DESCRIPTION OF THE TASK ::
Starting at the line that contains "Reproduce this screenshot with Svelte 5." and stopping at the line that contains "4c0 .88-.36 1.68-.93 2.25z';", copy every line exactly, both ends included, without the pictures.

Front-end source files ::
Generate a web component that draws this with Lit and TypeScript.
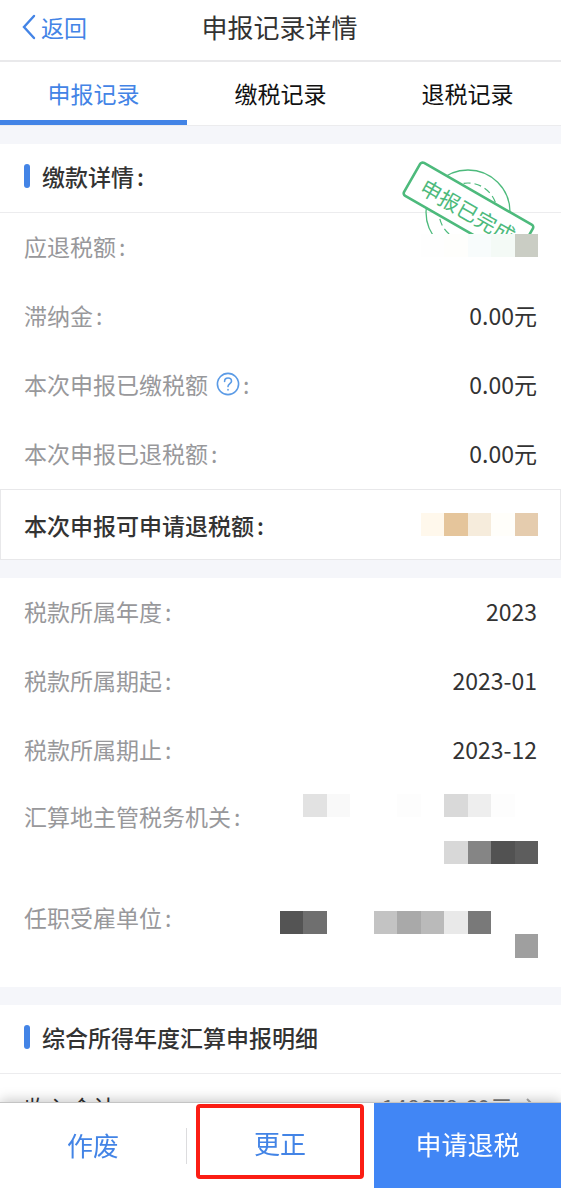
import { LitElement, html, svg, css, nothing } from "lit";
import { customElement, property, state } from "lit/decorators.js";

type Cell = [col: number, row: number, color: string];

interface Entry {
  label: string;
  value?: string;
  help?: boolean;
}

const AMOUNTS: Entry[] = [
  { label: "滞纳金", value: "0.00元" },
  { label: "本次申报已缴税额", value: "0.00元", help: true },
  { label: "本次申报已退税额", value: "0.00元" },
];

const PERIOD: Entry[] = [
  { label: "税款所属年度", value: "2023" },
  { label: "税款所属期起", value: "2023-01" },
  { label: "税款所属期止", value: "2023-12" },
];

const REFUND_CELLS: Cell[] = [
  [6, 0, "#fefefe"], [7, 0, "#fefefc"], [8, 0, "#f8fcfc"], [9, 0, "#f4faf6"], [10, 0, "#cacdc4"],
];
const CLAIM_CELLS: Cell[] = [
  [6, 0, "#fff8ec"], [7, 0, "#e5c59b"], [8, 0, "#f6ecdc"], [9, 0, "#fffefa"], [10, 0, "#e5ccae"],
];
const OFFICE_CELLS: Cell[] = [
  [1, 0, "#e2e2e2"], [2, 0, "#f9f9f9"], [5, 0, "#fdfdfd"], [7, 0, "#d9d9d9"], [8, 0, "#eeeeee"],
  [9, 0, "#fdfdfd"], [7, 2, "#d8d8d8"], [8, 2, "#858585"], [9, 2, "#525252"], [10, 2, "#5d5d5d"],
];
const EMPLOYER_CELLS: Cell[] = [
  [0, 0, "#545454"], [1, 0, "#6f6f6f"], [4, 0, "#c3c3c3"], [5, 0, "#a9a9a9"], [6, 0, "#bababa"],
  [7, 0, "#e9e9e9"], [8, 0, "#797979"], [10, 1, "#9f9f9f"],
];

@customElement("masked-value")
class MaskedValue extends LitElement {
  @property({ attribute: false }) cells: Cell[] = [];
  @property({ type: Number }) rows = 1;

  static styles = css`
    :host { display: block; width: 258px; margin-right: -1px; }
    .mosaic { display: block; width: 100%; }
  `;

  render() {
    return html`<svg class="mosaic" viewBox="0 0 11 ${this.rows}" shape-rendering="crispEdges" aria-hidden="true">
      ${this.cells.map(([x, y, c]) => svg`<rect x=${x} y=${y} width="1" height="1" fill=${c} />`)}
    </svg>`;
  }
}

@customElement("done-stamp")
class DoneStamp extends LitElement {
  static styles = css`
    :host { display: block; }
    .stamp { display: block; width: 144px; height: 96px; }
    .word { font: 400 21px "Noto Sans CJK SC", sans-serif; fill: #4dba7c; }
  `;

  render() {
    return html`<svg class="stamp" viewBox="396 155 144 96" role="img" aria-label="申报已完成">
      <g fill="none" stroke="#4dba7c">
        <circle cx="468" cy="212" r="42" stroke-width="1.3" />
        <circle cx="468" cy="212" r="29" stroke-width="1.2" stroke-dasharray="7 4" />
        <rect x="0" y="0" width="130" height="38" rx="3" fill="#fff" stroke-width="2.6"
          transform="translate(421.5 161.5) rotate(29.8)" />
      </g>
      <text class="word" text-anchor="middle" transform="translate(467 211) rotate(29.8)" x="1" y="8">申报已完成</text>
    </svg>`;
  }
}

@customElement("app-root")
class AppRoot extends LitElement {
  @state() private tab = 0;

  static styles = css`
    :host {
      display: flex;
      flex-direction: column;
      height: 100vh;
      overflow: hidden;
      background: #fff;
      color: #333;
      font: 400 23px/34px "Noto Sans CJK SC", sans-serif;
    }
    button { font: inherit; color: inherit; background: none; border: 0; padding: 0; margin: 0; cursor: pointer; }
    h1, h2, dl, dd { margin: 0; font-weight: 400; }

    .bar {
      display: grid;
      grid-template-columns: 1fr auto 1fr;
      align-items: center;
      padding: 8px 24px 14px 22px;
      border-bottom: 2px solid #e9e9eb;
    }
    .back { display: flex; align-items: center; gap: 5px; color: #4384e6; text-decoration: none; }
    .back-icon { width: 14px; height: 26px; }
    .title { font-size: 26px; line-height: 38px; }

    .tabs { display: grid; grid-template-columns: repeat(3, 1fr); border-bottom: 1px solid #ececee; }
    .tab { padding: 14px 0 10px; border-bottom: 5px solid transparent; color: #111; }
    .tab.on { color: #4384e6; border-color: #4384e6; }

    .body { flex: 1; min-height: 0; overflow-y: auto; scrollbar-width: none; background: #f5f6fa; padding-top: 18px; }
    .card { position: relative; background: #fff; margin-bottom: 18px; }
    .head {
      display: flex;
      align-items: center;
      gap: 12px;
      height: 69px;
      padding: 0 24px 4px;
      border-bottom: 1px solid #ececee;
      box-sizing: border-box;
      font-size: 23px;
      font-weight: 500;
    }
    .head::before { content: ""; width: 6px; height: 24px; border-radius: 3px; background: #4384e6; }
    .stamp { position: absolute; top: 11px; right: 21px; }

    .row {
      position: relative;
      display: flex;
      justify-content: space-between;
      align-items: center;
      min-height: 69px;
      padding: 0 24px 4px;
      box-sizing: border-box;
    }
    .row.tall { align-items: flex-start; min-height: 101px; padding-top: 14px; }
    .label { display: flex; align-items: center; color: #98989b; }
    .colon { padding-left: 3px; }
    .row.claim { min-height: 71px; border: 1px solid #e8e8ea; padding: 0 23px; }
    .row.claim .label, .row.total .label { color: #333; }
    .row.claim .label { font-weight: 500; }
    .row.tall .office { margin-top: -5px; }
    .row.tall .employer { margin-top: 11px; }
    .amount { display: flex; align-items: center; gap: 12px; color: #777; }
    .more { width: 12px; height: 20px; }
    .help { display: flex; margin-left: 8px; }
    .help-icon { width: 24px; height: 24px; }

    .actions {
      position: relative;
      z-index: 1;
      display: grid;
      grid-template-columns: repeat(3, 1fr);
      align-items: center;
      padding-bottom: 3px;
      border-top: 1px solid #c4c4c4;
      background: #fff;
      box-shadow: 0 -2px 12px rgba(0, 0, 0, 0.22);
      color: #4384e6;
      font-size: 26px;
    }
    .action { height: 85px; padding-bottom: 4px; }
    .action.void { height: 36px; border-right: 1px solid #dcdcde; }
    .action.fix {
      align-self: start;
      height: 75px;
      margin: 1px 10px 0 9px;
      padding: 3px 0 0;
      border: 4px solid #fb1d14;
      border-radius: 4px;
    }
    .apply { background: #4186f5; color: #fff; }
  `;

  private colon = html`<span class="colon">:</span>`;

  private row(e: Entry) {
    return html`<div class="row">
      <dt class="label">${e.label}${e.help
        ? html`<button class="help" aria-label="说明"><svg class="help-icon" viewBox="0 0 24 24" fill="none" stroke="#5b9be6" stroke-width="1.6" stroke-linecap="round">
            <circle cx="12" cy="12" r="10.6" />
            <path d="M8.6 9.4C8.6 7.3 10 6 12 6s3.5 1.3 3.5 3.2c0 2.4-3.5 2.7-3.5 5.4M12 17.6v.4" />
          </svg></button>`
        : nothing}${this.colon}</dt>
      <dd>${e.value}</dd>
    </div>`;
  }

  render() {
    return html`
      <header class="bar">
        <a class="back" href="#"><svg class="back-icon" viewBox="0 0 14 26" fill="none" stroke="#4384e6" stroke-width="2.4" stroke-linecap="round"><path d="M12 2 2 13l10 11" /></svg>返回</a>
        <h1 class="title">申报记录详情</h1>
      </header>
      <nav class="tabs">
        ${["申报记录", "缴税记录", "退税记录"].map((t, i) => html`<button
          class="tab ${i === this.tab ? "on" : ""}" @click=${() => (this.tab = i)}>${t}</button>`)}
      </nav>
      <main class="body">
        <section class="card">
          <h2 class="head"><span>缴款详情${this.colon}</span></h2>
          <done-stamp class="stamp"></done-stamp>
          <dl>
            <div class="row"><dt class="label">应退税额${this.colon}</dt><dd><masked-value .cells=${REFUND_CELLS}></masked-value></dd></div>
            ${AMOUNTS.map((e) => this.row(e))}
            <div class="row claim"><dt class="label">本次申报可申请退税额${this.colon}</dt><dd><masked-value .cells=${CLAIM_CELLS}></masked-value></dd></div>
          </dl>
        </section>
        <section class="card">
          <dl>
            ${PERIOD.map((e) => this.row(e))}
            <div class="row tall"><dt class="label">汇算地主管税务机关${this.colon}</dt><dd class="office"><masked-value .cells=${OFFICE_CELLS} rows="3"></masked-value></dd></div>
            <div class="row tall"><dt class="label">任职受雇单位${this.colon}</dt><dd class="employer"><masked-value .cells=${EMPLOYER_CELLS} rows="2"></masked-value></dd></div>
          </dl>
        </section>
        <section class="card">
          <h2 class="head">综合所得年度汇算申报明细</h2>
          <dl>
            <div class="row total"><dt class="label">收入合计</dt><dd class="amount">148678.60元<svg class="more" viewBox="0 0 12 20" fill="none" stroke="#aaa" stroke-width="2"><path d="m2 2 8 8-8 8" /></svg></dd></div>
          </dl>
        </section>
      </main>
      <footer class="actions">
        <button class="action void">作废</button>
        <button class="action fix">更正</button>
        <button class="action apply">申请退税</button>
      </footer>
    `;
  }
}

* * *

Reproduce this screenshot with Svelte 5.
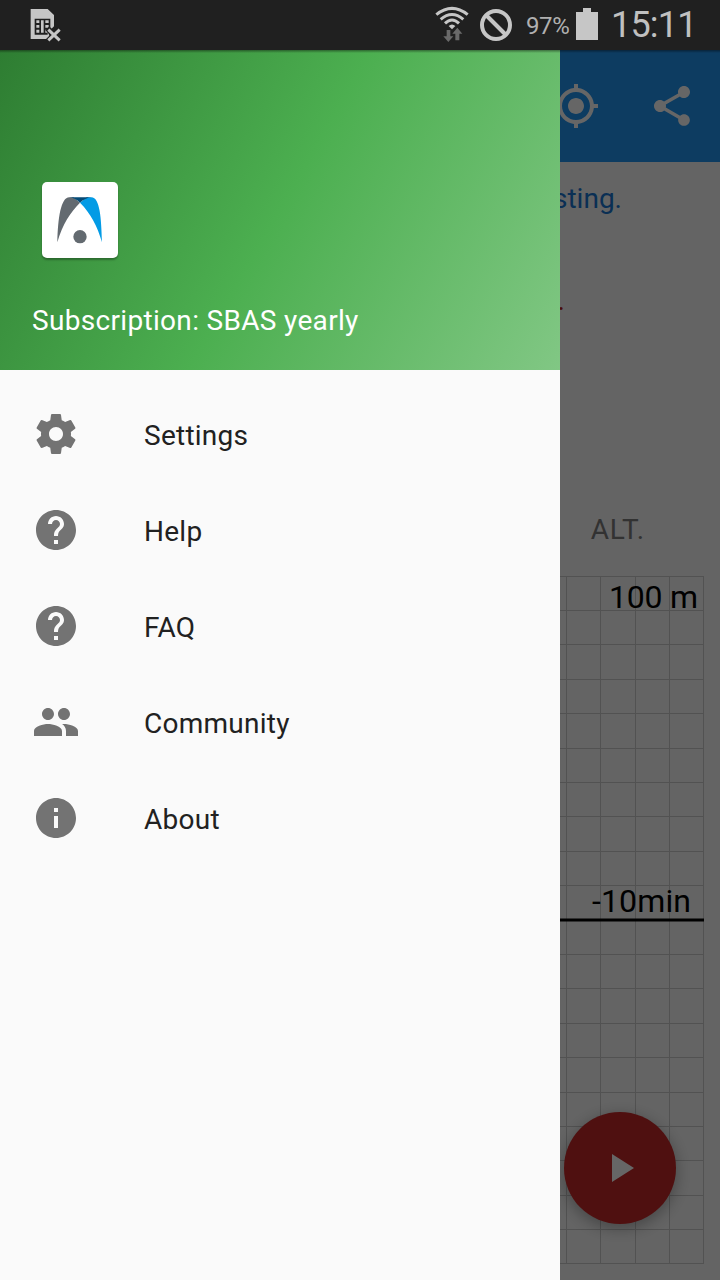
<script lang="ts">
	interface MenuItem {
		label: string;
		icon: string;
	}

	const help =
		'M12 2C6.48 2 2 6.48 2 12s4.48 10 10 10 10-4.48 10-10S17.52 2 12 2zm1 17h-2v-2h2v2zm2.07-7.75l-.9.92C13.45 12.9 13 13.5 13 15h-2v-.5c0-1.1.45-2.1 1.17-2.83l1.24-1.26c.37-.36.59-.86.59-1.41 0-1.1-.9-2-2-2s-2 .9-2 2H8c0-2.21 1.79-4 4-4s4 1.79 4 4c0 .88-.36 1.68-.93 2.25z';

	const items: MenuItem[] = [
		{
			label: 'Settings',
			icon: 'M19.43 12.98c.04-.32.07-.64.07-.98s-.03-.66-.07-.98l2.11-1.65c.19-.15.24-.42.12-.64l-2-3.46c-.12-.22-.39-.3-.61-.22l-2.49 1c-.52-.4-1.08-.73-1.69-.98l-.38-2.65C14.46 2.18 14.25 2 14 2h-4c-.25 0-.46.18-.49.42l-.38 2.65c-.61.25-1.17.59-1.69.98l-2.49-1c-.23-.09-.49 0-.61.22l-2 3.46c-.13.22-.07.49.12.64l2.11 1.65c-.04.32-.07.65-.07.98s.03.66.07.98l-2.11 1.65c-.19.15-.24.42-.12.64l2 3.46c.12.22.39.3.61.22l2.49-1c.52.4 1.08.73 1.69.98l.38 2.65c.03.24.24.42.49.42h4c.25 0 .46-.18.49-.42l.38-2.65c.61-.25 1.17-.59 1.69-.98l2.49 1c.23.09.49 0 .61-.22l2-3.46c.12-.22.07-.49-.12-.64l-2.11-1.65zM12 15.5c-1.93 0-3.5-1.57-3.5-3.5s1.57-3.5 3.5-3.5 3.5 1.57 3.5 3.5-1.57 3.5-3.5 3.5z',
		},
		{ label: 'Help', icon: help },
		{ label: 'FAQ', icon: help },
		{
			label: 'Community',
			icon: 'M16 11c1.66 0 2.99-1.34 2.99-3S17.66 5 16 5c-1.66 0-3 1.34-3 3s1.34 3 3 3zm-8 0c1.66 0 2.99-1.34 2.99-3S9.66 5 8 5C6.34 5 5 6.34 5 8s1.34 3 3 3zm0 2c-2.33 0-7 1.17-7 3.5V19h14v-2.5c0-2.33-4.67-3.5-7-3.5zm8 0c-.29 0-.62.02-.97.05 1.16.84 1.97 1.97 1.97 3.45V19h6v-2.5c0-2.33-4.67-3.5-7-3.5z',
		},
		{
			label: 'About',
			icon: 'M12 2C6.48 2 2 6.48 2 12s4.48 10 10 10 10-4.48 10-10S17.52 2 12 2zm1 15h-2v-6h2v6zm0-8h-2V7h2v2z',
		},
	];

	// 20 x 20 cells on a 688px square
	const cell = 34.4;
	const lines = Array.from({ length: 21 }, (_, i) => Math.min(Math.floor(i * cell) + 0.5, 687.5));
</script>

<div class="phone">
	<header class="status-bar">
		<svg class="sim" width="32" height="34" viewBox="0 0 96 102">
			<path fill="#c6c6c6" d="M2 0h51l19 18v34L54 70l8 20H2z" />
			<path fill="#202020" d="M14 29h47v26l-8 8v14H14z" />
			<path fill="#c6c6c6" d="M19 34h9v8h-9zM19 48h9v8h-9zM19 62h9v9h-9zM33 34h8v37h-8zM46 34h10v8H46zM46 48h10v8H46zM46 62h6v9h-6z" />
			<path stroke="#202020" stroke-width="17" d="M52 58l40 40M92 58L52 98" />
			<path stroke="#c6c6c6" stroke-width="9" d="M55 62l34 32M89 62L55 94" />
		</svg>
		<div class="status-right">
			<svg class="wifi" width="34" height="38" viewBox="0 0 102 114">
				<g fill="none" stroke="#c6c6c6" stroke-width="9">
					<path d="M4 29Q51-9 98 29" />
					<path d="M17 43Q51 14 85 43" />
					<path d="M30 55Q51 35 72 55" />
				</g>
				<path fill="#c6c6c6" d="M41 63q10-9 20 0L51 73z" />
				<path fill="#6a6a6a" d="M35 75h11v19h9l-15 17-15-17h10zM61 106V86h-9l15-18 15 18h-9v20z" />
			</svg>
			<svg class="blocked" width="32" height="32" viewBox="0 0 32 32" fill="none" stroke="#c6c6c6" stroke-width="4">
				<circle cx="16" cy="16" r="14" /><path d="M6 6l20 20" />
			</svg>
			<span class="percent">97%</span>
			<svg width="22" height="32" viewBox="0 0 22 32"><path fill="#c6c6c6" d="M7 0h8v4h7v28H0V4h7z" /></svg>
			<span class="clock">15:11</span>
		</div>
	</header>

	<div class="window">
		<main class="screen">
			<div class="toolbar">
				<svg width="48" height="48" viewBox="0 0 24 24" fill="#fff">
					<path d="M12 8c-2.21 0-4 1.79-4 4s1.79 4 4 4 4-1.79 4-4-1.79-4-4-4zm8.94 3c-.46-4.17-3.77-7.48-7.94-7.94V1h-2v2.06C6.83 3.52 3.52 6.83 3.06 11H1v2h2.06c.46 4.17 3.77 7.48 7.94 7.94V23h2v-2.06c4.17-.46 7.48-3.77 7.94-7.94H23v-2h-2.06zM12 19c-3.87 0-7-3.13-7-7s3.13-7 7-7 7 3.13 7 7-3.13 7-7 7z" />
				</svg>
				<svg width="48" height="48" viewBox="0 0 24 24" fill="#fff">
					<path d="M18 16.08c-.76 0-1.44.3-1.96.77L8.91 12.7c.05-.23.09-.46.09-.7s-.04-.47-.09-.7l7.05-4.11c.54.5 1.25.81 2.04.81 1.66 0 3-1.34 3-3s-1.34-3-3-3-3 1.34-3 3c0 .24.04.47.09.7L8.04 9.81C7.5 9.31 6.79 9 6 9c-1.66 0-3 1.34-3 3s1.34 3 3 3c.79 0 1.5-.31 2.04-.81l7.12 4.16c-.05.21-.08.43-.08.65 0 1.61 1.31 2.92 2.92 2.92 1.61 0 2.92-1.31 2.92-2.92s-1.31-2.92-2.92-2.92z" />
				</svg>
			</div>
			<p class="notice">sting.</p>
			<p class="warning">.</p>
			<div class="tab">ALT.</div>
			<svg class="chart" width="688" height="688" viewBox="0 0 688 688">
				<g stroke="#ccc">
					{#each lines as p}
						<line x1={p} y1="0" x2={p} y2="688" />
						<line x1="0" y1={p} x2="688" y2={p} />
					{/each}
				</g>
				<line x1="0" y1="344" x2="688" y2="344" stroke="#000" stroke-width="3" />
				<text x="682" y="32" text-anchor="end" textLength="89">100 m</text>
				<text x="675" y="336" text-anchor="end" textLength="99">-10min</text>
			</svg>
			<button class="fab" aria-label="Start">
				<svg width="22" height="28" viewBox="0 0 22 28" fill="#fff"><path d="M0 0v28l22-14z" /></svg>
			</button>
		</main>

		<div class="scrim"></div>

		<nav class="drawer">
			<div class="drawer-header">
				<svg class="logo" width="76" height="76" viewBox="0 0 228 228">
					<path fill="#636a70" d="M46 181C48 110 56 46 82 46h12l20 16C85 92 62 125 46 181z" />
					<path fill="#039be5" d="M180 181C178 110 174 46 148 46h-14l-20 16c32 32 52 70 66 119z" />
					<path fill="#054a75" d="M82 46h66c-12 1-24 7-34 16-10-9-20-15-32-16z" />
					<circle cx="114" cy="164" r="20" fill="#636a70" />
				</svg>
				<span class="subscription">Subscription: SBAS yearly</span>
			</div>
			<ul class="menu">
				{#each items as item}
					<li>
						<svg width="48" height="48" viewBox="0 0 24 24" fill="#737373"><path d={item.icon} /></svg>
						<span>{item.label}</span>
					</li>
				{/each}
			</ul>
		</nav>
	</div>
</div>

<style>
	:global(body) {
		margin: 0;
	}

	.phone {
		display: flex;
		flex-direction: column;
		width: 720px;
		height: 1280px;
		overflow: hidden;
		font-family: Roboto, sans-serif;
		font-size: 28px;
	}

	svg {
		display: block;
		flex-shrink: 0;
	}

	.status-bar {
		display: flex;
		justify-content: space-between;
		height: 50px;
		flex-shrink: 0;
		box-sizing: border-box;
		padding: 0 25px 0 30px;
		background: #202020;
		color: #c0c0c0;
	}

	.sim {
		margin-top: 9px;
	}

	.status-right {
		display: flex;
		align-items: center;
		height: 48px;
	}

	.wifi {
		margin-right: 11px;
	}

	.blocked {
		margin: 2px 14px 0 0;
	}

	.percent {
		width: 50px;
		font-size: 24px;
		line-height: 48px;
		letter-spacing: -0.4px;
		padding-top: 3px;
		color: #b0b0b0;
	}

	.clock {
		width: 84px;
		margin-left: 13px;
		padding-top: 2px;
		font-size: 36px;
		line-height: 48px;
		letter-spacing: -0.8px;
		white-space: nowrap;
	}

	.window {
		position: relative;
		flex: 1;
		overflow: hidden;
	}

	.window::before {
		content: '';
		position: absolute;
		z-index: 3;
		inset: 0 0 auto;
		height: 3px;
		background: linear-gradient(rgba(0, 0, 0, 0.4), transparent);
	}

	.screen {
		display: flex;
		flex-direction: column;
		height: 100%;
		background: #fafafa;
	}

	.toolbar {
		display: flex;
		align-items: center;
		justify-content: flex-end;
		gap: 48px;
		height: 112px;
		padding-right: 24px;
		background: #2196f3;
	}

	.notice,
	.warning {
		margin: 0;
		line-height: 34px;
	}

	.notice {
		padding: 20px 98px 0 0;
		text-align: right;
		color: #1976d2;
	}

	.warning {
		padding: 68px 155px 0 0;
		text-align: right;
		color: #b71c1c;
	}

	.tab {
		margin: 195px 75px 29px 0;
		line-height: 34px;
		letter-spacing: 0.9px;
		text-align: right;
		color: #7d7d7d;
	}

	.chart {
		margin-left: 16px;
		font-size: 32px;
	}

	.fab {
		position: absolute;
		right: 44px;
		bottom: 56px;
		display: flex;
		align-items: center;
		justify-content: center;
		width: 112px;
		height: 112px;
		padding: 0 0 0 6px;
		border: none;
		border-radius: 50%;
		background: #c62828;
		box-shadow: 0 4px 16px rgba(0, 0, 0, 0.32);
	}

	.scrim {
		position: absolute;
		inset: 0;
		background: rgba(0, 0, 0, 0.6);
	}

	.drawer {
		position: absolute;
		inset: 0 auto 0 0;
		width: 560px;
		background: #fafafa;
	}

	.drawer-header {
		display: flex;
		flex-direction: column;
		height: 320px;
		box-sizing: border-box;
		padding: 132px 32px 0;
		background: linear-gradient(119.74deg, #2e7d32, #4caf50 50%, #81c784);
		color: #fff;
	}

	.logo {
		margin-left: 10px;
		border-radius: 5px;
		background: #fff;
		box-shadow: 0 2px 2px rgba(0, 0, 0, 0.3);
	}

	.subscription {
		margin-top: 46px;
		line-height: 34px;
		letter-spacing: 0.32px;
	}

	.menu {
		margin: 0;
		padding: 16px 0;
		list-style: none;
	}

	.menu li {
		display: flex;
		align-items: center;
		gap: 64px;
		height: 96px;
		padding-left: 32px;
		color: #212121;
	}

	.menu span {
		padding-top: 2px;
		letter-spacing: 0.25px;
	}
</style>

ANSWER ::
Reproduce this screenshot with Svelte 5.
<script lang="ts">
	interface MenuItem {
		label: string;
		icon: string;
	}

	const help =
		'M12 2C6.48 2 2 6.48 2 12s4.48 10 10 10 10-4.48 10-10S17.52 2 12 2zm1 17h-2v-2h2v2zm2.07-7.75l-.9.92C13.45 12.9 13 13.5 13 15h-2v-.5c0-1.1.45-2.1 1.17-2.83l1.24-1.26c.37-.36.59-.86.59-1.41 0-1.1-.9-2-2-2s-2 .9-2 2H8c0-2.21 1.79-4 4-4s4 1.79 4 4c0 .88-.36 1.68-.93 2.25z';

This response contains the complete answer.